I’ll say this: We are about four years into this mess, and we still don’t have any sense what the elasticity of consumption would be with respect to principal forgiveness. The reason we don’t have that estimate is that there’s been no principal forgiveness government programs. Of all that has been allocated, there’s been virtually nothing allocated to principal reduction to see if it works.
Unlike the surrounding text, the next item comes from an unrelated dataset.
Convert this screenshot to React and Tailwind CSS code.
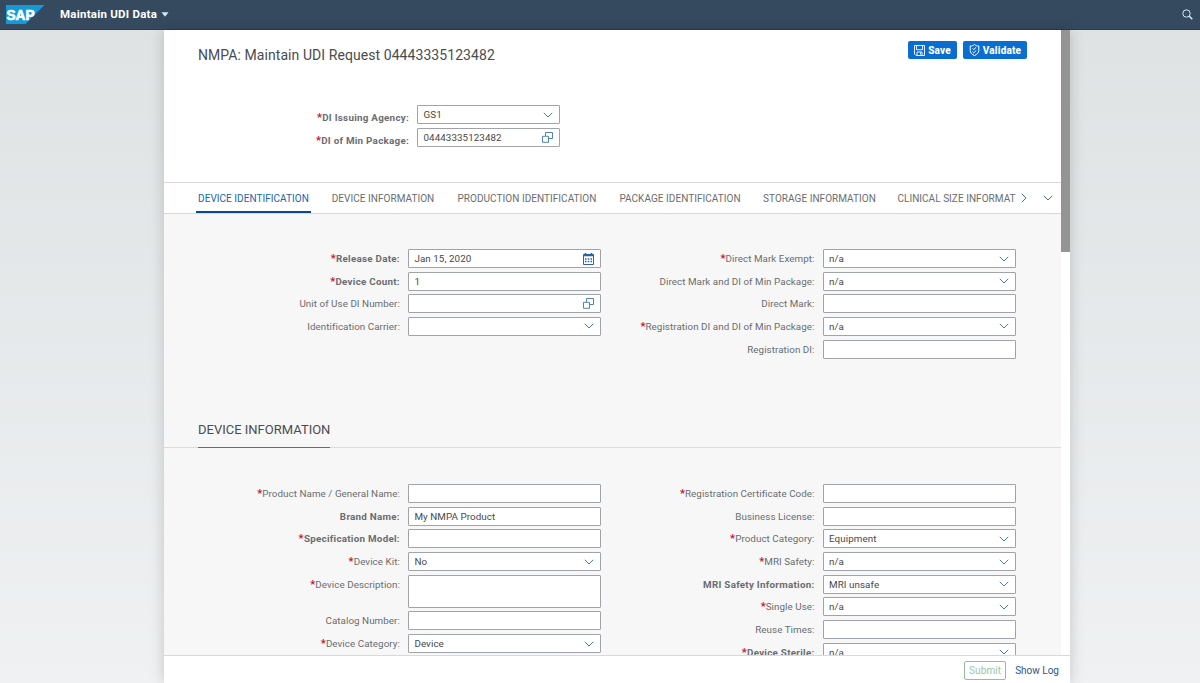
import { useState } from 'react';

const tabs = [
    { label: 'DEVICE IDENTIFICATION', width: 'w-[115px]' },
    { label: 'DEVICE INFORMATION', width: 'w-[107px]' },
    { label: 'PRODUCTION IDENTIFICATION', width: 'w-[144px]' },
    { label: 'PACKAGE IDENTIFICATION', width: 'w-[125px]' },
    { label: 'STORAGE INFORMATION', width: 'w-[117px]' },
    { label: 'CLINICAL SIZE INFORMAT', width: 'w-[120px]' },
];

const identificationLeft = [
    { label: 'Release Date', value: 'Jan 15, 2020', icon: 'date', required: true, bold: true },
    { label: 'Device Count', value: '1', required: true, bold: true },
    { label: 'Unit of Use DI Number', icon: 'help' },
    { label: 'Identification Carrier', icon: 'select' },
];

const identificationRight = [
    { label: 'Direct Mark Exempt', value: 'n/a', icon: 'select', required: true },
    { label: 'Direct Mark and DI of Min Package', value: 'n/a', icon: 'select' },
    { label: 'Direct Mark' },
    { label: 'Registration DI and DI of Min Package', value: 'n/a', icon: 'select', required: true },
    { label: 'Registration DI' },
];

const informationLeft = [
    { label: 'Product Name / General Name', required: true },
    { label: 'Brand Name', value: 'My NMPA Product', bold: true },
    { label: 'Specification Model', required: true, bold: true },
    { label: 'Device Kit', value: 'No', icon: 'select', required: true },
    { label: 'Device Description', required: true, multiline: true },
    { label: 'Catalog Number' },
    { label: 'Device Category', value: 'Device', icon: 'select', required: true },
];

const informationRight = [
    { label: 'Registration Certificate Code', required: true },
    { label: 'Business License' },
    { label: 'Product Category', value: 'Equipment', icon: 'select', required: true },
    { label: 'MRI Safety', value: 'n/a', icon: 'select', required: true },
    { label: 'MRI Safety Information', value: 'MRI unsafe', icon: 'select', bold: true },
    { label: 'Single Use', value: 'n/a', icon: 'select', required: true },
    { label: 'Reuse Times' },
    { label: 'Device Sterile', value: 'n/a', icon: 'select', required: true, bold: true },
];

export default function App() {
    const [active, setActive] = useState(0);

    return (
        <div className="h-[683px] w-[1200px] flex flex-col overflow-hidden bg-linear-to-b from-[#dee2e3] to-[#eff1f3] font-[Roboto,'Liberation_Sans',sans-serif] text-[#6a6d70]">
            <ShellBar />

            <div className="flex-1 min-h-0 w-[906px] ml-[164px] flex flex-col bg-white shadow-[0_0_14px_rgba(0,0,0,0.18)]">
                <div className="flex-1 min-h-0 flex">
                    <div className="w-[897px] flex flex-col overflow-hidden">
                        <PageHeader />

                        {/* Anchor bar */}
                        <div className="h-8 shrink-0 border-y border-[#d9d9d9] pl-8 flex items-stretch">
                            <div className="flex gap-x-[18.5px]">
                                {tabs.map((tab, i) => (
                                    <button
                                        key={tab.label}
                                        onClick={() => setActive(i)}
                                        className={`${tab.width} shrink-0 pt-[2px] text-center text-[10px] tracking-[0.04px] whitespace-nowrap border-b-2 ${
                                            active === i ? 'text-[#2165ad] border-[#0a4a94]' : 'border-transparent'
                                        }`}
                                    >
                                        {tab.label}
                                    </button>
                                ))}
                            </div>
                            <div className="flex items-center gap-[16px] ml-[4px] text-[#3f74b0]">
                                <svg width="6" height="10" viewBox="0 0 6 10" fill="none" stroke="currentColor"><path d="M.8.8 5 5 .8 9.2" /></svg>
                                <ChevronDown />
                            </div>
                        </div>

                        {/* Sections */}
                        <div className="flex-1 min-h-0 overflow-hidden bg-[#f7f7f7]">
                            <FormGrid left={identificationLeft} right={identificationRight} />
                            <div className="mt-[57px] mb-px h-[29px] pl-[34px] border-b border-[#dcdcdc] flex">
                                <h2 className="h-[29px] border-b border-[#3f74b0] text-[13px] leading-[22px] text-[#4a4c4e]">DEVICE INFORMATION</h2>
                            </div>
                            <FormGrid left={informationLeft} right={informationRight} />
                        </div>
                    </div>

                    {/* Scrollbar */}
                    <div className="w-[9px] bg-white">
                        <div className="h-[222px] bg-[#949494]" />
                    </div>
                </div>

                <div className="h-7 shrink-0 border-t border-[#d9d9d9] flex items-center justify-end gap-[9px] pr-[11px] pt-px text-[10px]">
                    <button className="w-[42px] h-[19px] border border-[#8fbf9f] rounded-[2px] tracking-[0.100px] text-[#9bc4a9]">Submit</button>
                    <button className="text-[#2f5586]">Show Log</button>
                </div>
            </div>
        </div>
    );
}

function ShellBar() {
    return (
        <header className="h-[30px] shrink-0 bg-[#354a5f] border-b border-[#293c50] flex items-center pl-[6px] pr-[7px] text-white">
            <svg width="39" height="19" viewBox="0 0 39 19">
                <path d="M0 0H38.500L19.500 19H0Z" fill="#149ad8" />
                <text x="0.500" y="14.500" fill="#fff" stroke="#fff" strokeWidth="0.700" fontFamily="Liberation Sans, sans-serif" fontWeight="700" fontSize="14.500" textLength="28" lengthAdjust="spacingAndGlyphs">SAP</text>
            </svg>
            <span className="ml-[15px] mt-px text-[11.500px] tracking-[0.240px] font-bold">Maintain UDI Data</span>
            <svg className="ml-[4px]" width="8" height="5" viewBox="0 0 8 5"><path d="M.5.3h7L4 4.700Z" fill="#d1e8ff" /></svg>
            <svg className="ml-auto" width="11" height="11" viewBox="0 0 11 11" fill="none" stroke="#d1e8ff">
                <circle cx="4.500" cy="4.500" r="3.700" />
                <path d="m7.300 7.300 3 3" strokeWidth="1.600" />
            </svg>
        </header>
    );
}

function PageHeader() {
    return (
        <div className="h-[152px] shrink-0 pl-[34px]">
            <div className="flex items-start justify-between pr-[34px] pt-[11px]">
                <h1 className="text-[14px] tracking-[0.070px] leading-[29px] h-[28px] text-[#4a4c4e]">NMPA: Maintain UDI Request 04443335123482</h1>
                <div className="flex gap-[6px] text-[10px] tracking-[0.200px] font-extrabold text-white">
                    <button className="w-[49px] h-[18px] rounded-[2px] bg-[#0a6ed1] flex items-center justify-center gap-[3px]">
                        <svg width="11" height="11" viewBox="0 0 11 11" fill="none" stroke="currentColor" strokeWidth="0.900">
                            <path d="M.5.5h10v10H2L.5 9ZM2.500.5v4.200h6V.5M3 10.500V7h5v3.500M6.500 7.500v2" />
                        </svg>
                        Save
                    </button>
                    <button className="w-[64px] h-[18px] rounded-[2px] bg-[#0a6ed1] flex items-center justify-center gap-[3px]">
                        <svg width="11" height="12" viewBox="0 0 11 12" fill="none" stroke="currentColor" strokeWidth="1">
                            <path d="M5.500.5C4.500 1.500 3 2 1.200 2v4.500c0 2.300 1.800 4 4.300 5 2.500-1 4.300-2.700 4.300-5V2C8 2 6.500 1.500 5.500.5Z" />
                            <path d="m3.500 4.500 1.200 1 2.500-2.200M3.500 7.800l1.200 1 2.500-2.300" />
                        </svg>
                        Validate
                    </button>
                </div>
            </div>
            <div className="mt-[36px] w-[362px]">
                <Field label="DI Issuing Agency" value="GS1" icon="select" required bold compact />
                <Field label="DI of Min Package" value="04443335123482" icon="help" required bold compact />
            </div>
        </div>
    );
}

function FormGrid({ left, right }) {
    return (
        <div className="flex justify-between pt-[35px] pl-[34px] pr-[45px]">
            <div className="w-[403.400px]">
                {left.map(field => <Field key={field.label} {...field} />)}
            </div>
            <div className="w-[400px]">
                {right.map(field => <Field key={field.label} {...field} />)}
            </div>
        </div>
    );
}

function Field({ label, value, icon, required, bold, multiline, compact }) {
    return (
        <div className={`flex items-start justify-end text-[9.800px] leading-[20px] ${multiline ? 'h-[36.700px]' : 'h-[22.650px]'}`}>
            <label className={`whitespace-nowrap ${bold ? 'font-bold tracking-[0.270px]' : 'tracking-[0.060px]'} ${compact ? 'mt-[3px]' : ''}`}>
                {required && <span className="font-bold text-[11px] leading-none text-[#c8102e]">*</span>}
                {label}:
            </label>
            <div
                className={`ml-[8px] shrink-0 flex items-center justify-between border border-[#a0a4aa] rounded-[1px] bg-white pl-[5.500px] pr-[6px] tracking-[0.080px] text-[#46484b] ${
                    compact ? 'w-[143px]' : 'w-[193.500px]'
                } ${multiline ? 'h-[33px]' : 'h-[19px]'}`}
            >
                <span className="pt-px">{value}</span>
                {icon && <FieldIcon type={icon} />}
            </div>
        </div>
    );
}

function FieldIcon({ type }) {
    if (type === 'select') {
        return <span className="text-[#4b79ae]"><ChevronDown /></span>;
    }

    if (type === 'date') {
        return (
            <svg width="11" height="12" viewBox="0 0 11 12" fill="none" stroke="#2b62a3">
                <path d="M.5 1.500h10v10H.5Z" />
                <path d="M.5 2.500h10M2.500 0v3M8.500 0v3" strokeWidth="1.600" />
                <path d="M2 6h7M2 8.500h7" strokeWidth="1.300" strokeDasharray="1.500 1.250" />
            </svg>
        );
    }

    return (
        <svg width="11" height="11" viewBox="0 0 11 11" fill="none" stroke="#3f74b0" strokeWidth="0.900">
            <path d="M3.500 4V.5h7v6H7" />
            <path d="M.5 4.300h6v6h-6Z" />
        </svg>
    );
}

function ChevronDown() {
    return (
        <svg className="block" width="10" height="6" viewBox="0 0 10 6" fill="none" stroke="currentColor">
            <path d="M.8.8 5 5 9.200.8" />
        </svg>
    );
}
I’m not willing to come out and say principal forgiveness will solve all of our problems. But at the very least, shouldn’t we have some basic idea of how responsive spending of highly indebted households would be to principal forgiveness? We’ve tried a ridiculous number of things in terms of government policy during this downturn: fiscal stimulus, homebuyer tax rebates, cash for clunkers, etc. Can’t we at least give principal forgiveness a chance, even if it is on a very small scale?
Any concluding remarks?
The distribution of net wealth matters a lot. Let’s suppose there’s $100 of wealth in the economy and there’s a hundred people. If everybody had $1 of wealth, and then there’s a massive drop in house prices, my argument is that this recession wouldn’t have been nearly as severe. It’s because the five guys at the top have all of the $100 and are just lending to the other 95, that’s why the recession is so severe when house prices collapse. Paul said this a few times on his blog, and he’s usually very clear, but I don’t think he’s been clear enough on explaining this. These models on why deleveraging matters are all about the net wealth distribution. We shouldn’t be surprised that this recession and the Great Depression were preceded by very large increases in wealth inequality. This is well documented during the 1920s and the 2000s. This is why I get a bit annoyed at the guys who are saying it’s just a pure wealth effect, because it’s something bigger than that.